Fin 2013, le gouvernement lançait un dispositif visant à résoudre les cas les plus "critiques" de personnes handicapées n'ayant pas de solution d'accompagnement adapté. Un an après, des familles tirent un bilan très sévère de l'initiative. En octobre 2013, les parents d'Amélie Loquet avait saisi la justice afin d'obtenir une place en institut spécialisé pour leur fille de 19 ans lourdement handicapée, dont ils devaient s'occuper à domicile depuis un an. Au lendemain d'un jugement en leur faveur, et afin d'éviter d'autres actions judiciaires de ce type, Marie-Arlette Carlotti, alors secrétaire d'Etat en charge des personnes handicapées, avait annoncé un dispositif d'urgence aux échelons départemental, régional et national (article en lien ci-dessous). Il visait à trouver des solutions pour les cas les plus lourds d'enfants et adultes n'ayant pas de prise en charge adaptée (atteints d'autisme sévère, de handicaps mentaux, polyhandicaps ...).
Epuisement physique et moral des familles
"Ce n'est pas grâce au dispositif Carlotti que j'ai trouvé pour début janvier une place pour ma fille. C'est grâce à mon énergie, mon réseau, parce que j'ai fait du bruit", dit à l'AFP Jeanne Auber, mère de Julie, une jeune fille de 23 ans porteuse d'un handicap complexe, dont le dossier faisait partie des "cas critiques" qui avaient été retenus. "On nous a proposé une structure pour personnes de plus de 50 ans à pathologie psychiatrique", déclare Mme Auber. Auteur du livre "Les exilés mentaux, un scandale français", ce médecin a publié il y a quelques semaines dans Libération une tribune pour dénoncer la situation et évoquer l'épuisement physique et moral de sa famille. Depuis plus de deux ans en effet, Julie vit à domicile dans le Val-de-Marne. Leur charge est tellement lourde que ses parents avaient envisagé un temps de l'envoyer dans un établissement en Belgique. C'est une structure des Hauts-de-Seine qui l'a finalement acceptée pour janvier. Il y avait "36 places pour 101 demandes", dit Mme Auber.
Peur d'une mère
L'Unapei, fédération de familles de personnes handicapées mentales, salue "l'énergie déployée dans un certain nombre de départements", mais se montre globalement critique. Sur la dizaine de dossiers transmis aux agences régionales de santé (ARS) par la fédération, "Huit ont trouvé une solution au bout d'un an", précise la directrice, Christel Prado. Mais "plusieurs sont encore sans solution, dont une situation extrêmement grave où la personne handicapée est très grande et corpulente, et où la maman a peur" face à ses accès de violence. "On pourrait être obligés de retourner en justice", dit Mme Prado. Amélie Loquet pour sa part a obtenu une place "à 400 kilomètres", contraignant ses parents à déménager.

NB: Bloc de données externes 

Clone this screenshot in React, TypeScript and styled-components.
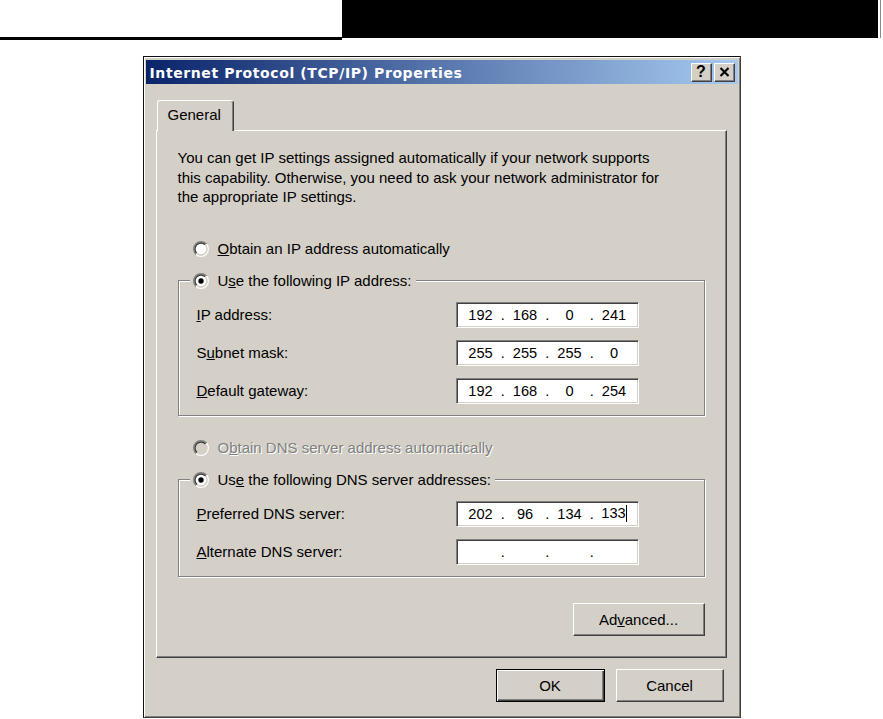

Une quarantaine de situations déclarées
"Un peu moins d'une quarantaine de situations très critiques, les plus lourdes" sont remontées jusqu'à la Caisse nationale de solidarité pour l'autonomie (CNSA), a précisé sa directrice, Geneviève Gueydan, le 10 décembre 2014 devant l'Association des journalistes de l'information sociale (Ajis). "Un tiers" seulement ont été résolues, une "réponse transitoire" a été donnée pour un autre tiers. Au-delà des situations d'urgence, le conseiller d'Etat Denis Piveteau a remis en juin 2014 au gouvernement un rapport intitulé "Zéro sans solution", proposant des mesures pour éviter les ruptures de prise en charge. Marie-Sophie Dessaulle, ancienne directrice d'Agence régionale de santé, est chargée de conduire sa mise en oeuvre. Le 11 décembre 2014, lors de la Conférence nationale du handicap à l'Elysée, François Hollande a assuré que "l'objectif est qu'aucune famille, aucune personne ne se retrouve sans solution", "ne soit entravée dans son projet de vie".
Premières mesures en 2015
Selon le relevé des conclusions de la Conférence, les premières mesures issues du rapport Piveteau seront appliquées "en 2015 avec les territoires volontaires, en vue d'une généralisation en 2017-2018". "La situation des enfants et des jeunes entrant dans l'âge adulte fera l'objet d'une attention prioritaire". D'après l'Unapei, "13 000 enfants handicapés sont aujourd'hui sans solution éducative", et "6 500 enfants et adultes sont exilés en Belgique". La fédération déplore aussi que "presque 6 500 jeunes (soient) maintenus au-delà de leurs 20 ans dans des établissements pour enfants" et que "30 500 personnes handicapées mentales vieillissantes" soient "sans accompagnement adapté".